Setting the Scene: The Ultra-Low-Power Edge AI Imperative
Ambiq Micro, incorporated in 2010 and headquartered in Austin, Texas, operates at the intersection of two secular trends: the explosion of artificial intelligence beyond the data center and the severe power constraints inherent in battery-operated devices. The company's mission to "enable intelligence everywhere" translates into a fabless semiconductor business model focused on ultra-low-power Systems-on-Chip (SoCs) that make edge AI computationally feasible in devices that must run for days or weeks on tiny batteries.
The semiconductor industry structure pits Ambiq against diversified giants like Texas Instruments (TXN) ($17.7B revenue), STMicroelectronics (STM) ($11.8B), and NXP Semiconductors (NXPI) ($12.3B), each with entrenched positions in microcontrollers and deeper financial resources. Unlike these broad-based players, Ambiq has carved a specialized niche targeting applications where power efficiency is the defining constraint: smartwatches that must last two weeks, fitness trackers processing biometric AI continuously, AR glasses running vision models, and industrial sensors performing predictive maintenance on coin-cell batteries.
The significance lies in the fact that edge AI represents a fundamental shift in compute architecture. While data centers face power consumption projected to reach 9.1% of U.S. electricity generation by 2030, edge devices operate under opposite constraints—limited battery capacity and thermal envelopes that make conventional semiconductor designs inadequate.

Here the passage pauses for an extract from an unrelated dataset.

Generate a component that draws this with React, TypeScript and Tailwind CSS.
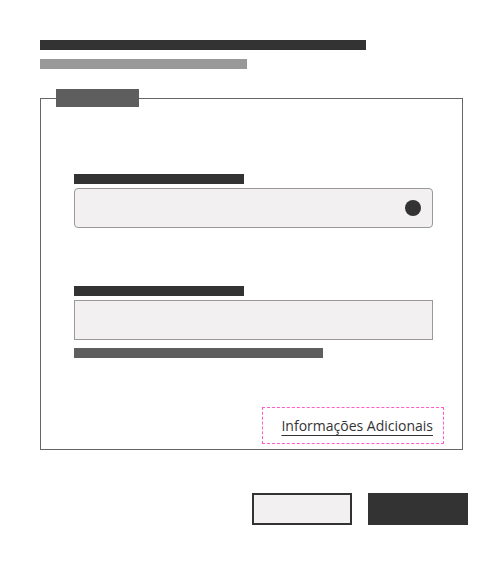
export default function App() {
  return (
    <div className="w-[503px] h-[564px] bg-white pt-[40px] pl-[40px] pr-[35px] font-['Open_Sans',sans-serif]">
      <div className="h-[10px] w-[326px] bg-[#333333]" />
      <div className="mt-[9px] h-[10px] w-[207px] bg-[#999999]" />

      <fieldset className="mt-[20px] w-[423px] h-[361px] border border-[#666666]">
        <legend className="ml-[15px] w-[83px] h-[18px] bg-[#5e5e5e]" />
        <div className="pl-[33px] pr-[29px] pt-[67px]">
          <div className="h-[10px] w-[170px] bg-[#333333]" />
          <div className="mt-[4px] h-[40px] rounded-[4px] border border-[#999999] bg-[#f2f0f1] flex items-center justify-end pr-[11px]">
            <div className="w-[16px] h-[16px] rounded-full bg-[#333333]" />
          </div>

          <div className="mt-[58px] h-[10px] w-[170px] bg-[#333333]" />
          <div className="mt-[4px] h-[40px] border border-[#999999] bg-[#f2f0f1]" />
          <div className="mt-[8px] h-[10px] w-[249px] bg-[#5e5e5e]" />
        </div>
        <div className="mt-[49px] flex justify-end pr-[18px]">
          <div className="h-[37px] flex items-center pl-[18px] pr-[10px] border border-dashed border-[#ff5ccc]">
            <span className="text-[14px] leading-none text-[#333333] underline underline-offset-[4px]">Informações Adicionais</span>
          </div>
        </div>
      </fieldset>

      <div className="mt-[43px] flex justify-end gap-[16px]">
        <div className="w-[100px] h-[32px] border-2 border-[#333333] bg-[#f2f0f1]" />
        <div className="w-[100px] h-[32px] bg-[#333333]" />
      </div>
    </div>
  );
}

Ambiq's value proposition rests on its ability to deliver AI performance at power levels measured in milliwatts rather than watts, creating a non-discretionary purchasing decision for customers whose products cannot exist without this technology.
The company's strategic evolution reached an inflection point in 2025 when management made the decision to prioritize revenue quality over scale. By deliberately reducing exposure to efficiency-focused, price-sensitive customers in Mainland China, Ambiq accepted a 4.7% revenue decline in 2025 to rebuild its customer base around edge AI innovators who value performance and pay premium prices. This repositioning explains why gross profit increased 32% despite lower sales, and why the company enters 2026 with strong momentum and a clear path to more than $100 million in revenue.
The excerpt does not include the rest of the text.